Spot every line with the word "index" and return it.

— start of Record set —

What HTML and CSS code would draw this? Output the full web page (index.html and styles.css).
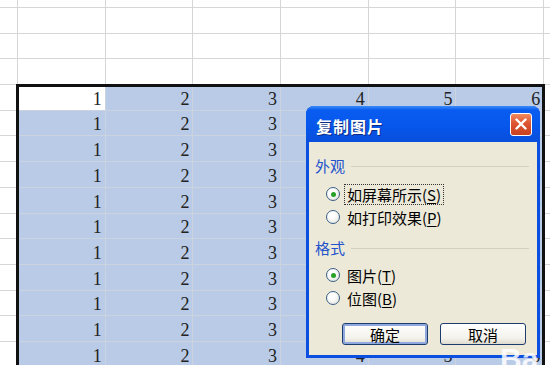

— end of Record set —
— start of Record set —

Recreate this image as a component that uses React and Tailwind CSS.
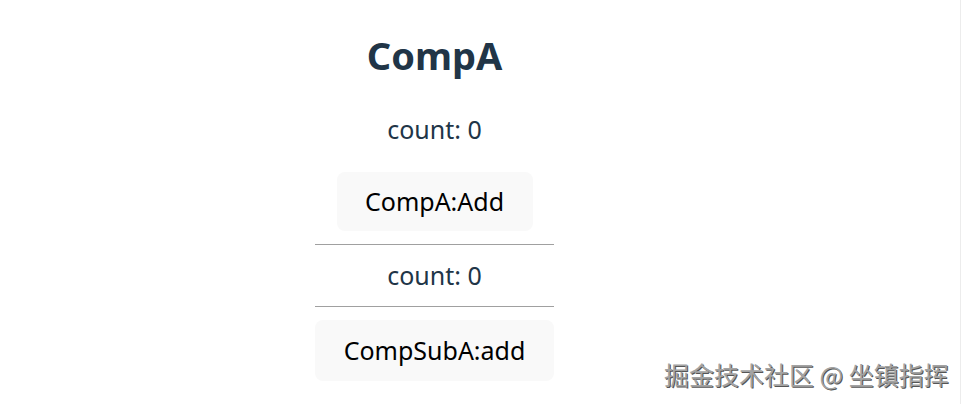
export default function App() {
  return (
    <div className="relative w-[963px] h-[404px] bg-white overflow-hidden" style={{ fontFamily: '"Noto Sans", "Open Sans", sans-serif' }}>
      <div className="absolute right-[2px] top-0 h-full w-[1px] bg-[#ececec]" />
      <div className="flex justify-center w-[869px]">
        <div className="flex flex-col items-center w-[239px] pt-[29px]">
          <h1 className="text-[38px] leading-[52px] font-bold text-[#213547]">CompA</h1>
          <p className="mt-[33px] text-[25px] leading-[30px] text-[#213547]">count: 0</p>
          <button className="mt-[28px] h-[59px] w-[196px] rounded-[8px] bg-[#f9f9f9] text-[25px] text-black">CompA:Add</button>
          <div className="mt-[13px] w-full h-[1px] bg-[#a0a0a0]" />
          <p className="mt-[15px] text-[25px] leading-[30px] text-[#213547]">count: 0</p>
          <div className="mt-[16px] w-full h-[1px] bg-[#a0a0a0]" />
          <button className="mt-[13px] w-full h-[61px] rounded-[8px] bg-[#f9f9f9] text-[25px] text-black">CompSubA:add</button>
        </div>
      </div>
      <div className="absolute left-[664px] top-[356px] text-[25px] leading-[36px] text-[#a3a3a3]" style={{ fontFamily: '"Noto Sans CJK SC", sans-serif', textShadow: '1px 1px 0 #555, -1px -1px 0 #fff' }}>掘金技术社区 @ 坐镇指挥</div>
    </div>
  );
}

— end of Record set —
— start of Record set —

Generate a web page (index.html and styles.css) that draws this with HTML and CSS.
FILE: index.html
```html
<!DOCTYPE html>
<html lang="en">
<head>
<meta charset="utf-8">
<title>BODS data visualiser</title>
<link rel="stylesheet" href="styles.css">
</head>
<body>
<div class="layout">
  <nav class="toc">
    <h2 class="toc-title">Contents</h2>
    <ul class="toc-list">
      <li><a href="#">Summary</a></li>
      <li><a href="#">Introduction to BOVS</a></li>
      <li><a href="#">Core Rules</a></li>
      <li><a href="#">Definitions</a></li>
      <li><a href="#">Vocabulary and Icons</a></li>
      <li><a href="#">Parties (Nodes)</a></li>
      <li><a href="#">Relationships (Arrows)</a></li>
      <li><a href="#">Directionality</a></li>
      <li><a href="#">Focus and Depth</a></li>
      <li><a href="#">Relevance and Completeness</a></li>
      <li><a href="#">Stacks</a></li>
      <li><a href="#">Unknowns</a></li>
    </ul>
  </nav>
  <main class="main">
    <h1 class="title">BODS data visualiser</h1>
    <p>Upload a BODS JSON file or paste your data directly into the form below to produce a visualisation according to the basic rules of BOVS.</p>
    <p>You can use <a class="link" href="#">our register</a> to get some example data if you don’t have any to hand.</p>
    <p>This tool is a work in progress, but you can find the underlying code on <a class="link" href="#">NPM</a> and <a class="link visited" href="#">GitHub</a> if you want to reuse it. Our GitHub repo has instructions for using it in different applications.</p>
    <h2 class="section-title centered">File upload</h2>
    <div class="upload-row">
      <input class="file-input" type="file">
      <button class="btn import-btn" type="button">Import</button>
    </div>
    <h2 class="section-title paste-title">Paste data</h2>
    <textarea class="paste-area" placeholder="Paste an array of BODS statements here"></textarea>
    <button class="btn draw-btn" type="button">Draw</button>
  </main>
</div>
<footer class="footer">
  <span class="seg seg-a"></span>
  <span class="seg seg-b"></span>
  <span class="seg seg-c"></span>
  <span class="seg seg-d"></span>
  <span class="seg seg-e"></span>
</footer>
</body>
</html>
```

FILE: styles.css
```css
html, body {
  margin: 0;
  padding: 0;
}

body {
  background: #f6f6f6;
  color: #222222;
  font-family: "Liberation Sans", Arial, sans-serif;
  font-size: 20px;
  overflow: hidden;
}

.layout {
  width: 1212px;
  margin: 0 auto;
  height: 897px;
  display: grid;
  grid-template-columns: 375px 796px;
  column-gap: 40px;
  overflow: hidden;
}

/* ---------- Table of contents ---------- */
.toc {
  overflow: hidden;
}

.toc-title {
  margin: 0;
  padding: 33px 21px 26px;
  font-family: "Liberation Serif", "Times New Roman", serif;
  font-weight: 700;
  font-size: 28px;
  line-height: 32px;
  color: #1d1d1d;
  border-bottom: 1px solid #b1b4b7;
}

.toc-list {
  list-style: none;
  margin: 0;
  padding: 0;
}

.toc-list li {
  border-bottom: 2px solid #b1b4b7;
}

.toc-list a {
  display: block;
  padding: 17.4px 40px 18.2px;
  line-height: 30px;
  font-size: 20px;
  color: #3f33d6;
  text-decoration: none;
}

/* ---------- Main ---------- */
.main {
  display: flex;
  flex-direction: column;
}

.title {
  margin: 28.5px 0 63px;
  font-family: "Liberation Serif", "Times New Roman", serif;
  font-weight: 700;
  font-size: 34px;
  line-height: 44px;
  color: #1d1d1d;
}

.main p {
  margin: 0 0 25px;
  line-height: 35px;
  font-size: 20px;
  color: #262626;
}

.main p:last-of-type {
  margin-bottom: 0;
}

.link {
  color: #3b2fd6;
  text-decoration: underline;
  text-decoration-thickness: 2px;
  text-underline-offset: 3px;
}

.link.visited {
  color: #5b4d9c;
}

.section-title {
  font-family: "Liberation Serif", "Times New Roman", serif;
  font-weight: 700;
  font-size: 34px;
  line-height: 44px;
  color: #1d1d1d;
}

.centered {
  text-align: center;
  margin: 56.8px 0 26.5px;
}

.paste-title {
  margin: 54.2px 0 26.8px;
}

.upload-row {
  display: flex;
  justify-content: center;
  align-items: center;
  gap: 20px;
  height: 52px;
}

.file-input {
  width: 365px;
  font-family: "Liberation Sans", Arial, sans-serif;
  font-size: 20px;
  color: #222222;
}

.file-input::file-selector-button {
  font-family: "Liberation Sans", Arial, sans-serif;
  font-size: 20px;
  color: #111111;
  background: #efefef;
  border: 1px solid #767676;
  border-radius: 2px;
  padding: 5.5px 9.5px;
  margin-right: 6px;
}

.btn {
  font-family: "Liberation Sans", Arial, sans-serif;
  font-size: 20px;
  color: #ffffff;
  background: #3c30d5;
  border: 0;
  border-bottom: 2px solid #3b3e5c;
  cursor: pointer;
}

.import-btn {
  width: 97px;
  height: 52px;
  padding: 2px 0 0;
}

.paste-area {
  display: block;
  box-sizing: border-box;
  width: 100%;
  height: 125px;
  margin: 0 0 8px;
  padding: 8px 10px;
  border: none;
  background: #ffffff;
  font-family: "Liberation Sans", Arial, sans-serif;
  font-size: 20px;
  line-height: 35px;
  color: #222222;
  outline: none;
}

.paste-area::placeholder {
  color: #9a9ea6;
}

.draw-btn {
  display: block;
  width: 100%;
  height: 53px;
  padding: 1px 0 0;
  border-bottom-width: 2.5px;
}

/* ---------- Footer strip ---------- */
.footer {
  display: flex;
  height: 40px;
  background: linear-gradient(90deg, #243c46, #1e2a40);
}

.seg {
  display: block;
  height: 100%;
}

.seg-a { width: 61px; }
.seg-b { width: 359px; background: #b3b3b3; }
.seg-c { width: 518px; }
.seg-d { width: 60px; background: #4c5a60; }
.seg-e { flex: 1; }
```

— end of Record set —

• [The reply]:
What HTML and CSS code would draw this? Output the full web page (index.html and styles.css).
Generate a web page (index.html and styles.css) that draws this with HTML and CSS.
FILE: index.html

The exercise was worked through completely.